OneSparse: A Unified Framework for Sparse Activation Layers in Vision Models
Abstract
Sparse activation layers, primarily Mixture-of-Experts (MoE) and memory-based modules, are a central approach for scaling large models and are gaining traction in vision tasks. Despite conceptual similarities, these paradigms have evolved independently, hindering systematic comparison and the development of modules that exploit their complementary strengths. To bridge this gap, we propose OneSparse, a unified framework that reformulates MoE and memory modules under a common abstraction. This enables their systematic comparison and integration, revealing a continuous design space.

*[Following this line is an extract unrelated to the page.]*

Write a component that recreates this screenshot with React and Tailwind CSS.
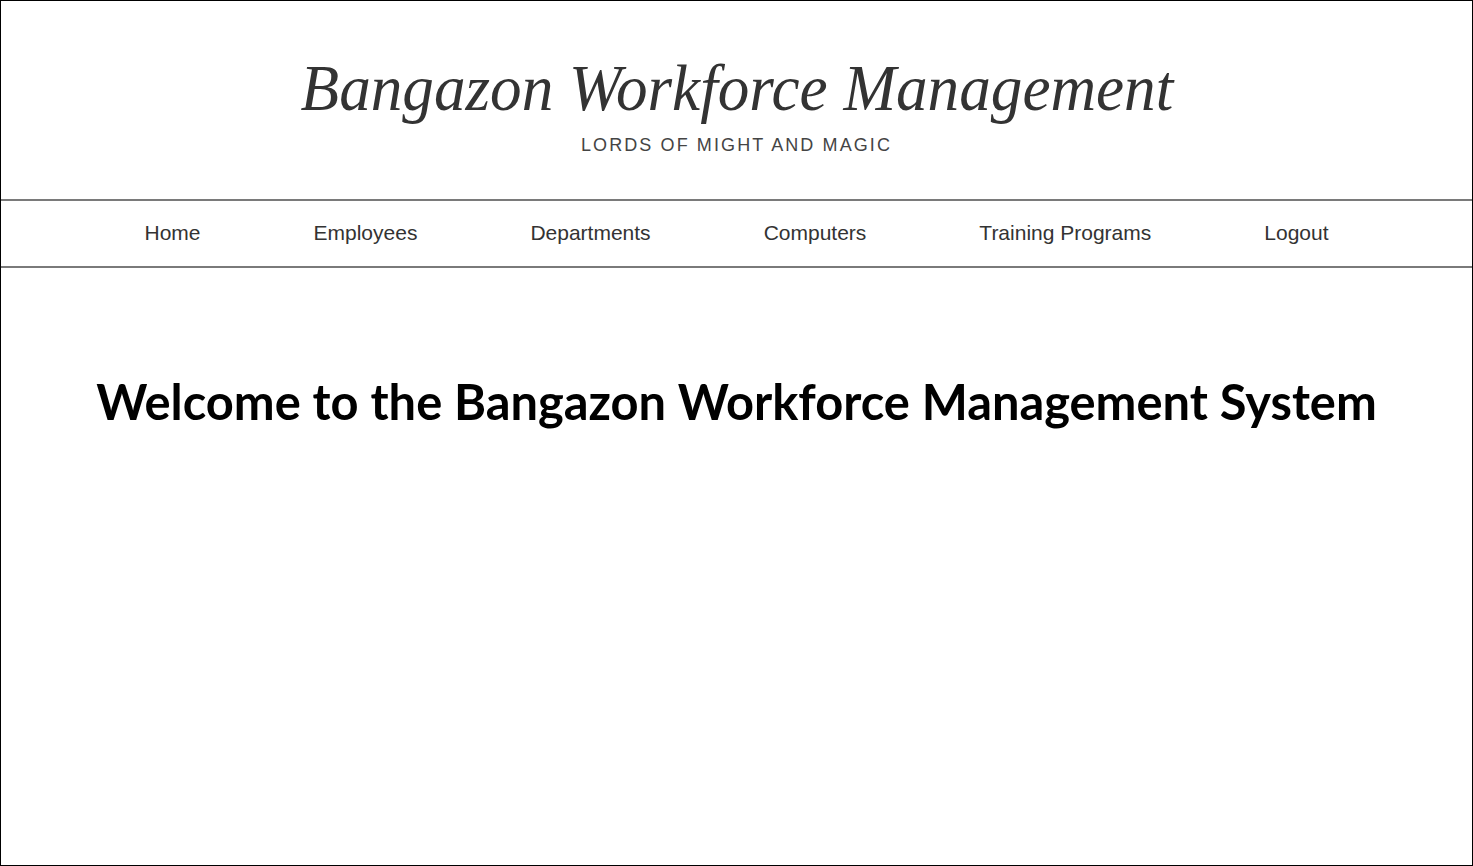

Guided by this abstraction, we design the Nexus Layer, which features two key innovations: a unified routing mechanism that merges the efficiency of memory retrieval with MoE's load balancing to ensure stable and scalable token assignment, and an adaptive processing strategy where memory modules sketches coarse representations while expert modules refine critical regions. Extensive experiments on image classification, object detection, and semantic segmentation demonstrate that our Nexus Layer establishes a new performance efficiency frontier, surpassing representative sparse baselines on convolutional and transformer architectures. These results validate the power of the OneSparse framework to unify and integrate complementary sparse paradigms and underscores the potential of hybrid sparse modeling in vision.